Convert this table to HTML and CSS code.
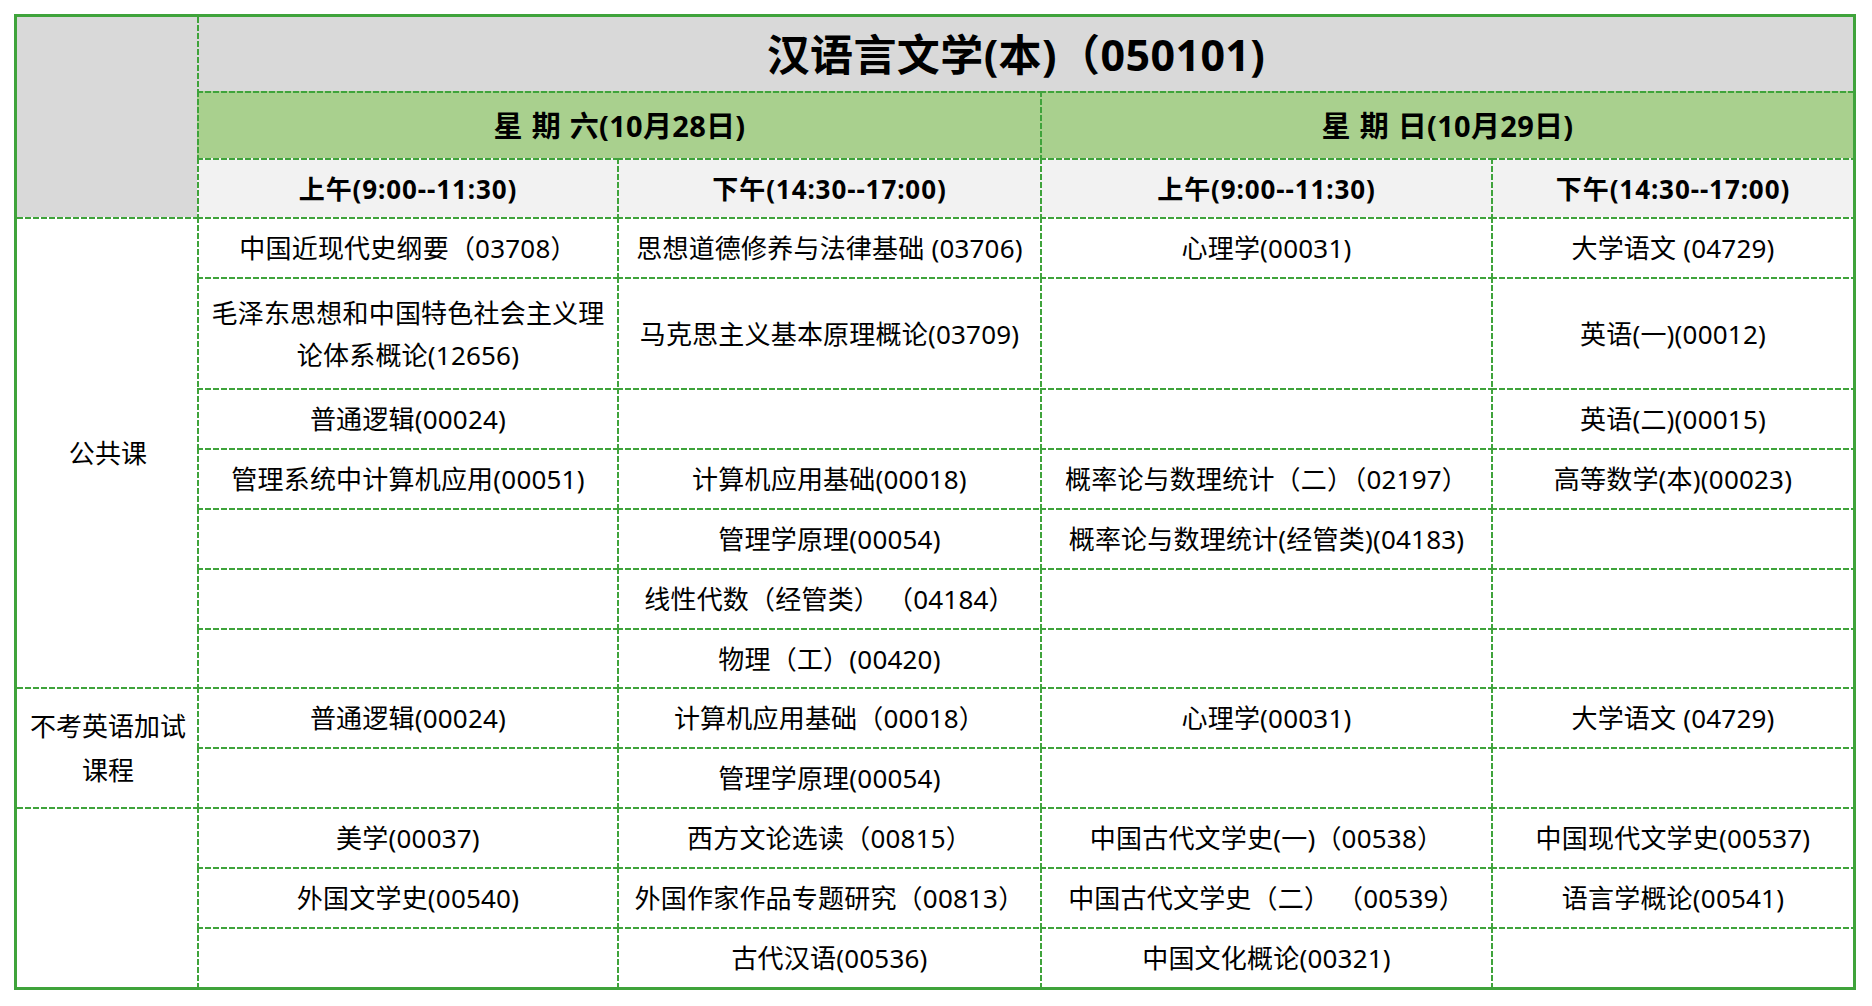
FILE: index.html
```html
<!DOCTYPE html>
<html lang="zh-CN">
<head>
<meta charset="utf-8">
<title>汉语言文学(本)（050101)</title>
<link rel="stylesheet" href="styles.css">
</head>
<body>
<div class="sheet">
  <div class="cell corner first-row first-col"></div>
  <div class="cell title first-row span4">汉语言文学(本)（050101)</div>

  <div class="cell day span2">星 期 六(10月28日)</div>
  <div class="cell day span2">星 期 日(10月29日)</div>

  <div class="cell head">上午(9:00--11:30)</div>
  <div class="cell head">下午(14:30--17:00)</div>
  <div class="cell head">上午(9:00--11:30)</div>
  <div class="cell head">下午(14:30--17:00)</div>

  <div class="cell cat first-col rows7">公共课</div>
  <div class="cell">中国近现代史纲要（03708）</div>
  <div class="cell">思想道德修养与法律基础 (03706)</div>
  <div class="cell">心理学(00031)</div>
  <div class="cell">大学语文 (04729)</div>

  <div class="cell wrap">毛泽东思想和中国特色社会主义理论体系概论(12656)</div>
  <div class="cell">马克思主义基本原理概论(03709)</div>
  <div class="cell"></div>
  <div class="cell">英语(一)(00012)</div>

  <div class="cell">普通逻辑(00024)</div>
  <div class="cell"></div>
  <div class="cell"></div>
  <div class="cell">英语(二)(00015)</div>

  <div class="cell">管理系统中计算机应用(00051)</div>
  <div class="cell">计算机应用基础(00018)</div>
  <div class="cell">概率论与数理统计（二）（02197）</div>
  <div class="cell">高等数学(本)(00023)</div>

  <div class="cell"></div>
  <div class="cell">管理学原理(00054)</div>
  <div class="cell">概率论与数理统计(经管类)(04183)</div>
  <div class="cell"></div>

  <div class="cell"></div>
  <div class="cell">线性代数（经管类） （04184）</div>
  <div class="cell"></div>
  <div class="cell"></div>

  <div class="cell"></div>
  <div class="cell">物理（工）(00420)</div>
  <div class="cell"></div>
  <div class="cell"></div>

  <div class="cell cat first-col rows2 wrap">不考英语加试课程</div>
  <div class="cell">普通逻辑(00024)</div>
  <div class="cell">计算机应用基础（00018）</div>
  <div class="cell">心理学(00031)</div>
  <div class="cell">大学语文 (04729)</div>

  <div class="cell"></div>
  <div class="cell">管理学原理(00054)</div>
  <div class="cell"></div>
  <div class="cell"></div>

  <div class="cell cat first-col rows3"></div>
  <div class="cell">美学(00037)</div>
  <div class="cell">西方文论选读（00815）</div>
  <div class="cell">中国古代文学史(一)（00538）</div>
  <div class="cell">中国现代文学史(00537)</div>

  <div class="cell">外国文学史(00540)</div>
  <div class="cell">外国作家作品专题研究（00813）</div>
  <div class="cell">中国古代文学史（二） （00539）</div>
  <div class="cell">语言学概论(00541)</div>

  <div class="cell"></div>
  <div class="cell">古代汉语(00536)</div>
  <div class="cell">中国文化概论(00321)</div>
  <div class="cell"></div>
</div>
</body>
</html>
```

FILE: styles.css
```css
:root {
  --g: #3fa33b;
  --dash-h: repeating-linear-gradient(90deg, var(--g) 0 6px, transparent 6px 8px);
  --dash-v: repeating-linear-gradient(180deg, var(--g) 0 6px, transparent 6px 8px);
}

html, body {
  margin: 0;
  padding: 0;
  background: #fff;
}

body {
  font-family: "Noto Sans", "Noto Sans CJK SC", sans-serif;
  color: #000;
}

.sheet {
  display: grid;
  grid-template-columns: 180px 420px 423px 451px 362px;
  grid-template-rows: 74px 67px 59px 60px 111px repeat(10, 59.9px);
  border: 3px solid var(--g);
  width: max-content;
  margin: 14px 0 0 14px;
}

.cell {
  --top: var(--dash-h);
  --left: var(--dash-v);
  --bg: #fff;
  display: flex;
  align-items: center;
  justify-content: center;
  text-align: center;
  padding: 2px 6px 0 8px;
  font-size: 26px;
  line-height: 42px;
  letter-spacing: 0.2px;
  white-space: nowrap;
  background:
    var(--top) 0 0 / 100% 2px no-repeat,
    var(--left) 0 0 / 2px 100% no-repeat,
    var(--bg);
}

.first-row { --top: none; }
.first-col { --left: none; }

.span4 { grid-column: span 4; }
.span2 { grid-column: span 2; }
.rows7 { grid-row: span 7; }
.rows2 { grid-row: span 2; }
.rows3 { grid-row: span 3; }

.corner {
  grid-row: span 3;
  --bg: #d9d9d9;
}

.title {
  --bg: #d9d9d9;
  font-size: 43px;
  font-weight: 700;
  line-height: 56px;
  letter-spacing: 0.4px;
  padding-right: 26px;
}

.day {
  --bg: #a9d08e;
  font-size: 29px;
  font-weight: 700;
  word-spacing: 1px;
  letter-spacing: 0.3px;
}

.head {
  --bg: #f2f2f2;
  font-weight: 700;
  letter-spacing: 0.9px;
}

.wrap {
  white-space: normal;
}

.cat.wrap {
  line-height: 44px;
  padding-left: 6px;
  padding-right: 4px;
  letter-spacing: 0;
}
```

--------------------------------

Retype each line of the listing above word for word. Exclude the pictures.

* [Solution to this task]:
Convert this table to HTML and CSS code.
FILE: index.html
```html
<!DOCTYPE html>
<html lang="zh-CN">
<head>
<meta charset="utf-8">
<title>汉语言文学(本)（050101)</title>
<link rel="stylesheet" href="styles.css">
</head>
<body>
<div class="sheet">
  <div class="cell corner first-row first-col"></div>
  <div class="cell title first-row span4">汉语言文学(本)（050101)</div>

  <div class="cell day span2">星 期 六(10月28日)</div>
  <div class="cell day span2">星 期 日(10月29日)</div>

  <div class="cell head">上午(9:00--11:30)</div>
  <div class="cell head">下午(14:30--17:00)</div>
  <div class="cell head">上午(9:00--11:30)</div>
  <div class="cell head">下午(14:30--17:00)</div>

  <div class="cell cat first-col rows7">公共课</div>
  <div class="cell">中国近现代史纲要（03708）</div>
  <div class="cell">思想道德修养与法律基础 (03706)</div>
  <div class="cell">心理学(00031)</div>
  <div class="cell">大学语文 (04729)</div>

  <div class="cell wrap">毛泽东思想和中国特色社会主义理论体系概论(12656)</div>
  <div class="cell">马克思主义基本原理概论(03709)</div>
  <div class="cell"></div>
  <div class="cell">英语(一)(00012)</div>

  <div class="cell">普通逻辑(00024)</div>
  <div class="cell"></div>
  <div class="cell"></div>
  <div class="cell">英语(二)(00015)</div>

  <div class="cell">管理系统中计算机应用(00051)</div>
  <div class="cell">计算机应用基础(00018)</div>
  <div class="cell">概率论与数理统计（二）（02197）</div>
  <div class="cell">高等数学(本)(00023)</div>

  <div class="cell"></div>
  <div class="cell">管理学原理(00054)</div>
  <div class="cell">概率论与数理统计(经管类)(04183)</div>
  <div class="cell"></div>

  <div class="cell"></div>
  <div class="cell">线性代数（经管类） （04184）</div>
  <div class="cell"></div>
  <div class="cell"></div>

  <div class="cell"></div>
  <div class="cell">物理（工）(00420)</div>
  <div class="cell"></div>
  <div class="cell"></div>

  <div class="cell cat first-col rows2 wrap">不考英语加试课程</div>
  <div class="cell">普通逻辑(00024)</div>
  <div class="cell">计算机应用基础（00018）</div>
  <div class="cell">心理学(00031)</div>
  <div class="cell">大学语文 (04729)</div>

  <div class="cell"></div>
  <div class="cell">管理学原理(00054)</div>
  <div class="cell"></div>
  <div class="cell"></div>

  <div class="cell cat first-col rows3"></div>
  <div class="cell">美学(00037)</div>
  <div class="cell">西方文论选读（00815）</div>
  <div class="cell">中国古代文学史(一)（00538）</div>
  <div class="cell">中国现代文学史(00537)</div>

  <div class="cell">外国文学史(00540)</div>
  <div class="cell">外国作家作品专题研究（00813）</div>
  <div class="cell">中国古代文学史（二） （00539）</div>
  <div class="cell">语言学概论(00541)</div>

  <div class="cell"></div>
  <div class="cell">古代汉语(00536)</div>
  <div class="cell">中国文化概论(00321)</div>
  <div class="cell"></div>
</div>
</body>
</html>
```

FILE: styles.css
```css
:root {
  --g: #3fa33b;
  --dash-h: repeating-linear-gradient(90deg, var(--g) 0 6px, transparent 6px 8px);
  --dash-v: repeating-linear-gradient(180deg, var(--g) 0 6px, transparent 6px 8px);
}

html, body {
  margin: 0;
  padding: 0;
  background: #fff;
}

body {
  font-family: "Noto Sans", "Noto Sans CJK SC", sans-serif;
  color: #000;
}

.sheet {
  display: grid;
  grid-template-columns: 180px 420px 423px 451px 362px;
  grid-template-rows: 74px 67px 59px 60px 111px repeat(10, 59.9px);
  border: 3px solid var(--g);
  width: max-content;
  margin: 14px 0 0 14px;
}

.cell {
  --top: var(--dash-h);
  --left: var(--dash-v);
  --bg: #fff;
  display: flex;
  align-items: center;
  justify-content: center;
  text-align: center;
  padding: 2px 6px 0 8px;
  font-size: 26px;
  line-height: 42px;
  letter-spacing: 0.2px;
  white-space: nowrap;
  background:
    var(--top) 0 0 / 100% 2px no-repeat,
    var(--left) 0 0 / 2px 100% no-repeat,
    var(--bg);
}

.first-row { --top: none; }
.first-col { --left: none; }

.span4 { grid-column: span 4; }
.span2 { grid-column: span 2; }
.rows7 { grid-row: span 7; }
.rows2 { grid-row: span 2; }
.rows3 { grid-row: span 3; }

.corner {
  grid-row: span 3;
  --bg: #d9d9d9;
}

.title {
  --bg: #d9d9d9;
  font-size: 43px;
  font-weight: 700;
  line-height: 56px;
  letter-spacing: 0.4px;
  padding-right: 26px;
}

.day {
  --bg: #a9d08e;
  font-size: 29px;
  font-weight: 700;
  word-spacing: 1px;
  letter-spacing: 0.3px;
}

.head {
  --bg: #f2f2f2;
  font-weight: 700;
  letter-spacing: 0.9px;
}

.wrap {
  white-space: normal;
}

.cat.wrap {
  line-height: 44px;
  padding-left: 6px;
  padding-right: 4px;
  letter-spacing: 0;
}
```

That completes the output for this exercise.